Arizona and Alabama have already poured extensive political capital and millions of dollars down the drain in this losing fight. For example, the architect of Arizona’s SB 1070, State Senator Russell Pearce, was recalled in a special election. Arizona lost at least $140 million in tourism alone because of national boycotts. Alabama farmers saw millions of dollars worth of fresh produce rot on the vine while Latino children stayed home from school in record numbers. And Alabama received a slew of bad headlines after accidentally detaining a Mercedes-Benz executive for not carrying his passport. All this for a misguided approach now deemed unconstitutional by the Supreme Court. The results are in: the Arizona approach is not only unconstitutional, but also ineffective and costly.
Here at the North Carolina Council of Churches we see how faith communities are putting their faith into action every day, ministering at the front lines of the immigration debate by offering English courses, meals, job training, and pastoral care to people facing very challenging situations.
Denominations at the national and state levels are united in their commitment to practice hospitality with immigrants. From Evangelical to Mainline Protestant, from Roman Catholic to Unitarian, from Lutheran to Mennonite, from Episcopal to Southern Baptist, churches of every race, color and creed are standing together to welcome their neighbors and reject the politics of scapegoating and division.
These faith communities all agree that the way to reduce unauthorized immigration and the way forward for millions of hardworking immigrant families is through comprehensive immigration reform at the federal level, providing a path to citizenship, putting all workers on a level playing field, and reuniting families.
Several months ago, when the North Carolina House Select Committee on the State’s Role in Immigration Policy accepted comments from the public, more than 55 faith leaders weighed in from across the state.
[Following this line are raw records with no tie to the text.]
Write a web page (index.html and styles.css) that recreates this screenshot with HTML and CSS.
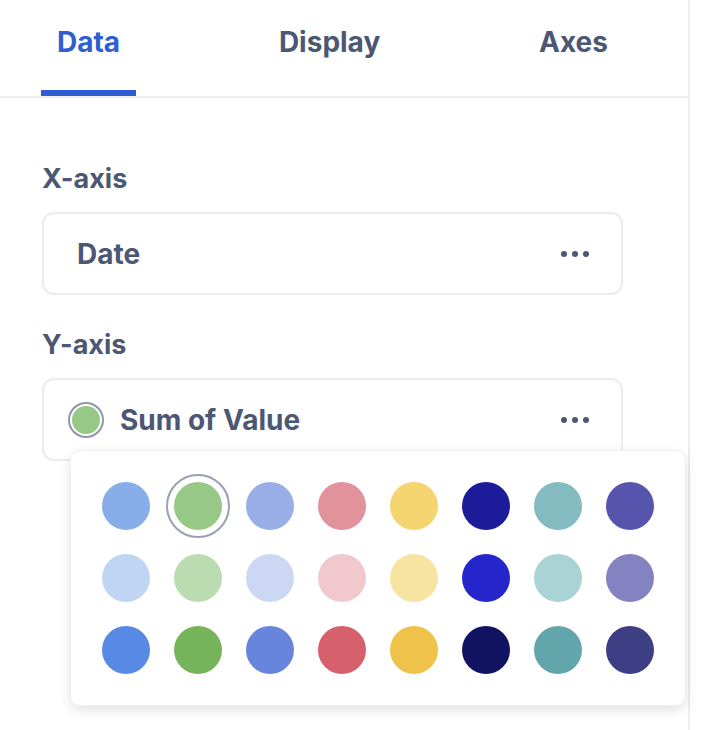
FILE: index.html
```html
<!DOCTYPE html>
<html lang="en">
<head>
    <meta charset="UTF-8">
    <meta name="viewport" content="width=device-width, initial-scale=1.0">
    <title>Chart settings</title>
    <link rel="stylesheet" href="styles.css">
</head>
<body>
    <div class="sidebar">
        <div class="tabs">
            <div class="tab active">Data</div>
            <div class="tab">Display</div>
            <div class="tab">Axes</div>
        </div>
        <div class="content">
            <div class="section-label">X-axis</div>
            <div class="field">
                <span class="field-name">Date</span>
                <span class="more"><i></i><i></i><i></i></span>
            </div>

            <div class="section-label y-label">Y-axis</div>
            <div class="field-wrap">
                <div class="field field-series">
                    <span class="swatch-ring"><span class="swatch"></span></span>
                    <span class="field-name">Sum of Value</span>
                    <span class="more"><i></i><i></i><i></i></span>
                </div>
                <!-- color picker popover -->
                <div class="picker">
                    <span class="dot" style="background:#88aee9"></span>
                    <span class="dot selected" style="background:#98c885"></span>
                    <span class="dot" style="background:#99aee6"></span>
                    <span class="dot" style="background:#e1929a"></span>
                    <span class="dot" style="background:#f4d570"></span>
                    <span class="dot" style="background:#1c1c9b"></span>
                    <span class="dot" style="background:#84bbc0"></span>
                    <span class="dot" style="background:#5654ac"></span>

                    <span class="dot" style="background:#c0d4f4"></span>
                    <span class="dot" style="background:#badcb0"></span>
                    <span class="dot" style="background:#ccd7f3"></span>
                    <span class="dot" style="background:#f0c8ce"></span>
                    <span class="dot" style="background:#f8e4a2"></span>
                    <span class="dot" style="background:#2525cc"></span>
                    <span class="dot" style="background:#aad3d6"></span>
                    <span class="dot" style="background:#8482c0"></span>

                    <span class="dot" style="background:#5889e4"></span>
                    <span class="dot" style="background:#76b45c"></span>
                    <span class="dot" style="background:#6885dd"></span>
                    <span class="dot" style="background:#d6606c"></span>
                    <span class="dot" style="background:#efc349"></span>
                    <span class="dot" style="background:#121263"></span>
                    <span class="dot" style="background:#62a5aa"></span>
                    <span class="dot" style="background:#3e3e84"></span>
                </div>
            </div>
        </div>
    </div>
</body>
</html>
```

FILE: styles.css
```css
body {
    margin: 0;
    padding: 0;
    background-color: #ffffff;
    font-family: Inter, "Noto Sans", sans-serif;
    color: #4c5773;
}
.sidebar {
    width: 688px;
    height: 730px;
    border-right: 2px solid #ededed;
}
.tabs {
    display: flex;
    justify-content: space-between;
    height: 96px;
    padding: 0 64px 0 41px;
    border-bottom: 2px solid #eeeeee;
}
.tab {
    box-sizing: border-box;
    height: 96px;
    padding: 25px 16px 0;
    font-size: 28px;
    line-height: 34px;
    font-weight: 700;
    color: #4c5773;
    border-bottom: 6px solid transparent;
}
.tab.active {
    color: #2e5ed1;
    border-bottom-color: #2e5ed1;
}
.content {
    padding: 65px 65px 0 42px;
}
.section-label {
    font-size: 27px;
    line-height: 32px;
    font-weight: 700;
    margin-bottom: 17px;
}
.y-label {
    margin-top: 34px;
}
.field {
    box-sizing: border-box;
    height: 83px;
    display: flex;
    align-items: center;
    padding: 0 32px 0 33px;
    border: 2px solid #ececec;
    border-radius: 12px;
}
.field-name {
    flex: 1;
    font-size: 28px;
    font-weight: 700;
}
.more {
    display: flex;
    gap: 5px;
}
.more i {
    width: 6px;
    height: 6px;
    border-radius: 50%;
    background-color: #4c5773;
}
.field-wrap {
    position: relative;
}
.field-series {
    padding-left: 24px;
}
.swatch-ring {
    box-sizing: border-box;
    width: 36px;
    height: 36px;
    padding: 2px;
    margin-right: 16px;
    border: 2px solid #8f96a8;
    border-radius: 50%;
}
.swatch {
    display: block;
    width: 28px;
    height: 28px;
    border-radius: 50%;
    background-color: #98c885;
}
.picker {
    position: absolute;
    top: 72px;
    left: 28px;
    display: grid;
    grid-template-columns: repeat(8, 48px);
    gap: 24px;
    padding: 31px;
    background-color: #ffffff;
    border: 1px solid #f0f0f0;
    border-radius: 10px;
    box-shadow: 0 4px 12px rgba(0, 0, 0, 0.12);
}
.dot {
    width: 48px;
    height: 48px;
    border-radius: 50%;
}
.dot.selected {
    outline: 2px solid #9aa0b0;
    outline-offset: 6px;
}
```
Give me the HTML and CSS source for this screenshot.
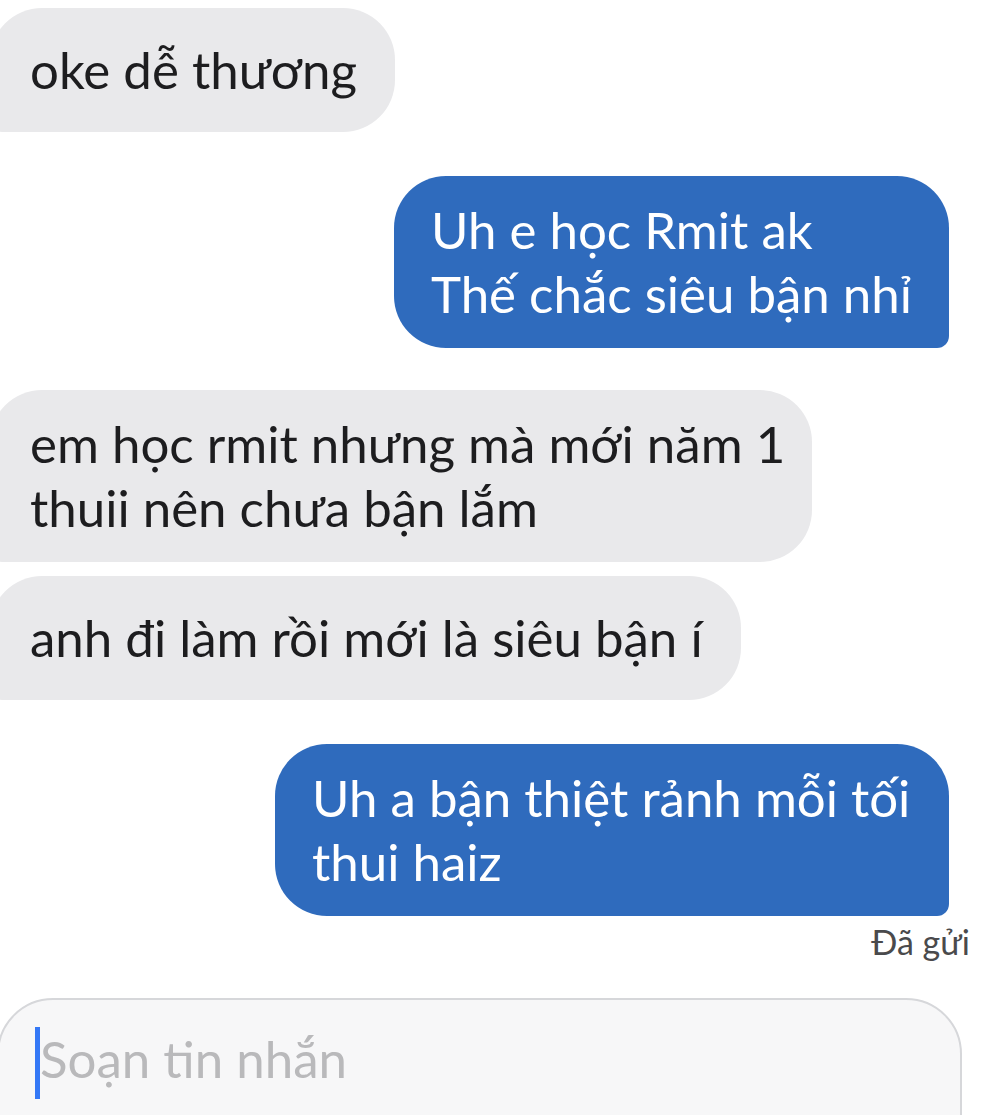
FILE: index.html
```html
<!DOCTYPE html>
<html lang="vi">
<head>
<meta charset="utf-8">
<title>Tin nhắn</title>
<link rel="stylesheet" href="styles.css">
</head>
<body>
<main class="thread">
  <div class="row row-in">
    <div class="bubble bubble-in single">oke dễ thương</div>
  </div>
  <div class="row row-out gap-lg">
    <div class="bubble bubble-out">Uh e học Rmit ak<br>Thế chắc siêu bận nhỉ</div>
  </div>
  <div class="row row-in gap-md">
    <div class="bubble bubble-in wide-in">em học rmit nhưng mà mới năm 1<br>thuii nên chưa bận lắm</div>
  </div>
  <div class="row row-in gap-sm">
    <div class="bubble bubble-in single">anh đi làm rồi mới là siêu bận í</div>
  </div>
  <div class="row row-out gap-lg">
    <div class="bubble bubble-out wide-out">Uh a bận thiệt rảnh mỗi tối<br>thui haiz</div>
  </div>
  <div class="status">Đã gửi</div>
  <div class="composer">
    <span class="caret"></span>
    <span class="placeholder">Soạn tin nhắn</span>
  </div>
</main>
</body>
</html>
```

FILE: styles.css
```css
html, body {
  margin: 0;
  padding: 0;
  background: #ffffff;
  overflow: hidden;
}

.thread {
  width: 998px;
  height: 1115px;
  display: flex;
  flex-direction: column;
  padding-top: 8px;
  box-sizing: border-box;
  font-family: "Lato", "Liberation Sans", sans-serif;
  overflow: hidden;
}

.row {
  display: flex;
}

.row-in {
  justify-content: flex-start;
}

.row-out {
  justify-content: flex-end;
  padding-right: 49px;
}

.gap-lg {
  margin-top: 44px;
}

.gap-md {
  margin-top: 42px;
}

.gap-sm {
  margin-top: 14px;
}

.bubble {
  box-sizing: border-box;
  font-size: 51px;
  line-height: 64px;
  padding: 22px 37px;
  white-space: nowrap;
}

.bubble.single {
  min-height: 124px;
  display: flex;
  align-items: center;
  padding-top: 0;
  padding-bottom: 0;
}

.bubble-in {
  background: #e9e9eb;
  color: #1d1d1f;
  margin-left: -10px;
  padding-left: 40px;
  padding-right: 38px;
  border-radius: 52px 52px 52px 12px;
}

.bubble-out {
  background: #2f6bbd;
  color: #ffffff;
  border-radius: 52px 52px 12px 52px;
}

.wide-in {
  width: 822px;
}

.wide-out {
  width: 674px;
}

.status {
  align-self: flex-end;
  margin-right: 28px;
  margin-top: 6px;
  font-size: 34px;
  line-height: 40px;
  color: #4a4a4c;
}

.composer {
  margin-top: 36px;
  margin-left: -3px;
  width: 965px;
  height: 200px;
  flex: none;
  box-sizing: border-box;
  border: 2px solid #d6d7da;
  border-radius: 56px;
  background: #f7f7f8;
  display: flex;
  align-items: flex-start;
  padding-left: 36px;
  padding-top: 27px;
}

.caret {
  width: 5px;
  height: 72px;
  background: #3478f6;
  flex: none;
}

.placeholder {
  font-size: 51px;
  line-height: 64px;
  color: #b9b9bb;
}
```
One faith leader from Raleigh said, “While it is, of course, legitimate for our country to develop and enact fair, sane, and compassionate immigration policies, the discriminatory Arizona and Alabama laws lead to a ‘guilty until proven innocent’ atmosphere, an increase in anti-immigrant vitriol, and a weakening of the local economy. I plead with our legislators to … reject anti-immigrant rhetoric and legislation and, instead, support policies that will build our state’s moral character and encourage economic growth.”
The darkest chapters in our past are ones where we have obscured the humanity of others. As people of faith, we will not be silent when it happens again. The Supreme Court has made it clear – it’s not an option for North Carolina to walk the losing path blazed by Arizona and Alabama. Instead, it’s time for Congress and the President to work together to chart a course toward a better future.
Rev. George Reed and Chris Liu-Beers are with the North Carolina Council of Churches.